Revocable trusts often include provisions for management if the trustmaker becomes incapacitated, naming successor trustees who step in to handle finances and property without court intervention. This arrangement helps families avoid delays and the oversight of a guardianship or conservatorship proceeding. To ensure smooth transition, combine the trust with a durable power of attorney and health care directives. Clear instructions and accessible documents minimize confusion when incapacity occurs and provide a practical roadmap for trusted decision-makers.

If you fail to fund your trust properly, assets not transferred into the trust will not pass under the trust terms and may instead be subject to probate administration. This can lead to delays, additional costs, and outcomes that differ from your intent, especially if beneficiary designations conflict with trust provisions. A pour-over will can capture unfunded assets at death and move them into the trust, but those assets will still typically pass through probate first. Regular funding reviews and a checklist after signing are essential steps to avoid these problems.

Revocable trusts themselves are private documents and are not filed with the court during the settlor’s lifetime. Only if a trust becomes involved in litigation or certain contested matters might a court see trust documents. This privacy is a key reason many clients choose trust-based plans. At death, successor trustees administer the trust according to its terms, and only limited court involvement is needed unless disputes arise.

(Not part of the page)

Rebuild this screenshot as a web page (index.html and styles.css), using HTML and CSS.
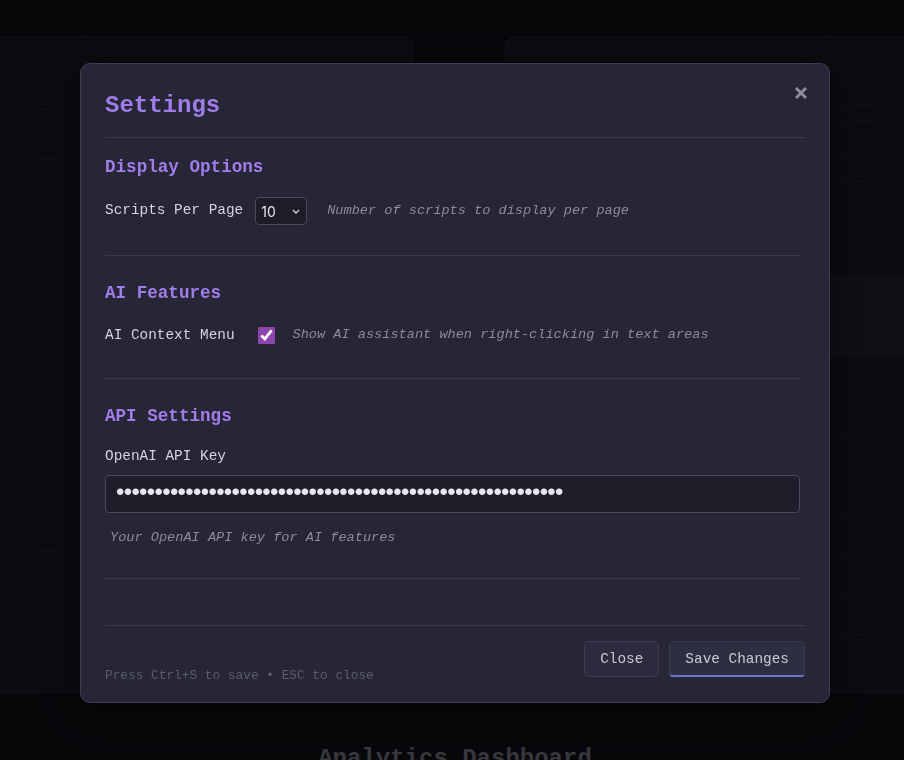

That contrasts with wills, which are filed in probate court and become public records during estate administration.

Review your trust documents periodically and after major life events such as marriage, divorce, births, deaths, significant asset changes, or changes in law. Regular reviews ensure the trust continues to reflect your wishes and that asset ownership still aligns with plan goals. A recommended practice is to schedule a review every few years or when circumstances change materially. These reviews allow updates to trustee choices, beneficiary designations, and distribution instructions to prevent unintended consequences when the trust becomes operative.